Don F. Pratt Memorial Museum is an official U.S. Army Museum located in Building 5702 on Tennessee Avenue at Fort Campbell, Kentucky. Military artifacts and memorabilia are available to touch and view at the museum which features interior and exterior exhibits that help visitors better reflect on military history. Included are helicopters, planes, jeeps, trucks, tanks, captured enemy weapons and equipment from World War II, the Korean War, Vietnam, the Persian Gulf War, Operation Iraqi Freedom and Operation Enduring Freedom in Afghanistan. Artifacts on exhibit include a recruiter's jeep from the 1970s and items which had belonged high-ranking Nazi officials including Adolf Hitler, Hermann Göring and Julius Streicher, captured by the 101st Airborne Division in 1945 in Berchtesgaden.

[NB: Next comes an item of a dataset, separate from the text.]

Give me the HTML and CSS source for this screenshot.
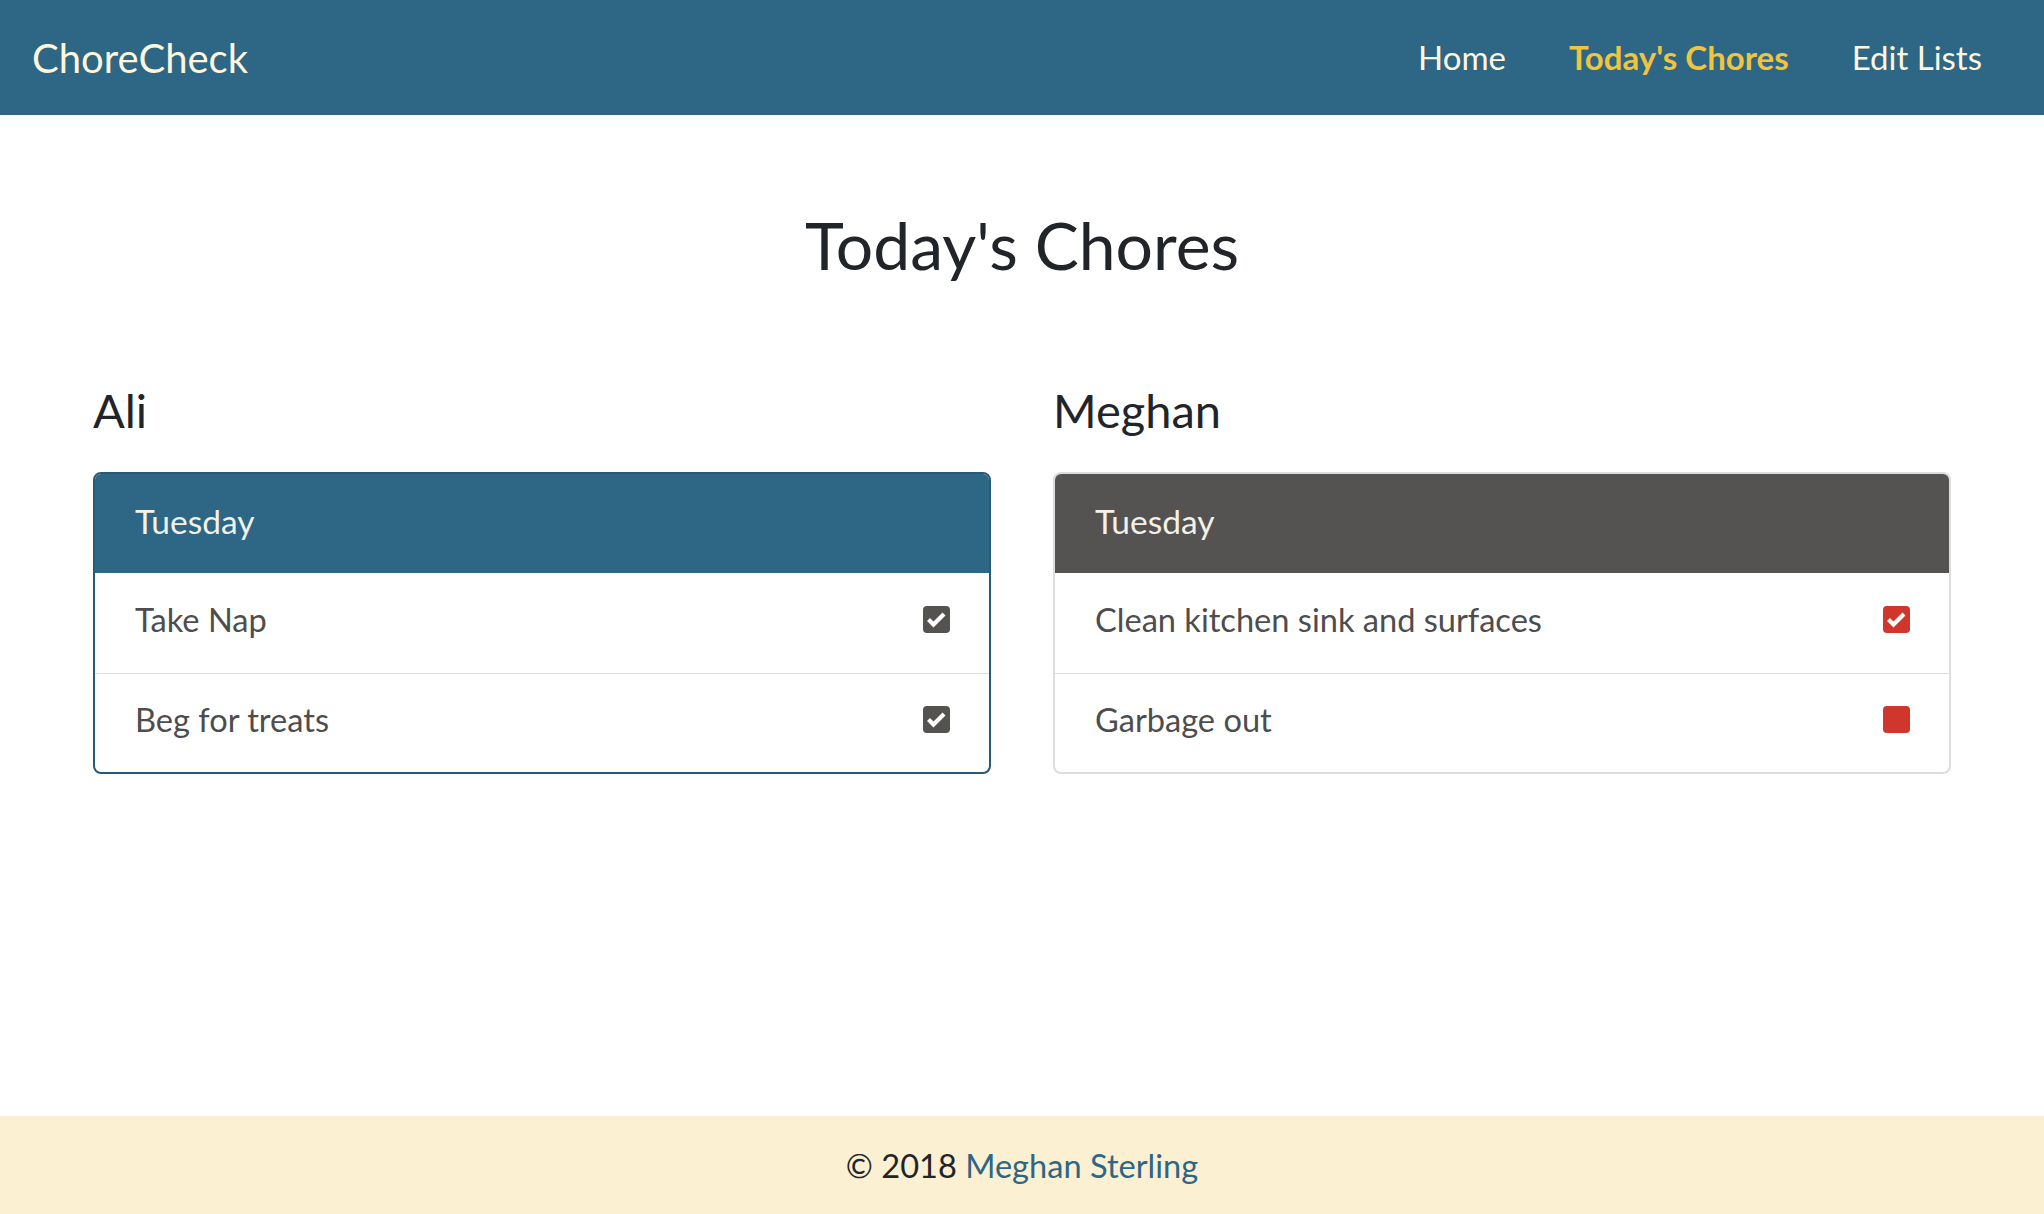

The main museum theme focuses on the history of Fort Campbell and the 101st Airborne Division, but also visitors experience some of this by stepping inside a restored CG-4A cargo glider. The museum also has exhibits dedicated to the 11th Airborne Division, 5th Special Forces Group, 160th Special Operations Aviation Regiment, and the 12th, 14th, and 20th Armored Divisions which trained at Fort Campbell during World War II.

==Foundation==
The Fort Campbell Historical Foundation is a not-for-profit 501(c)(3) organization providing support and assistance to the Fort Campbell Don F. Pratt Museum while working to build the new Wings of Liberty Military Museum and Fort Campbell Historical Complex.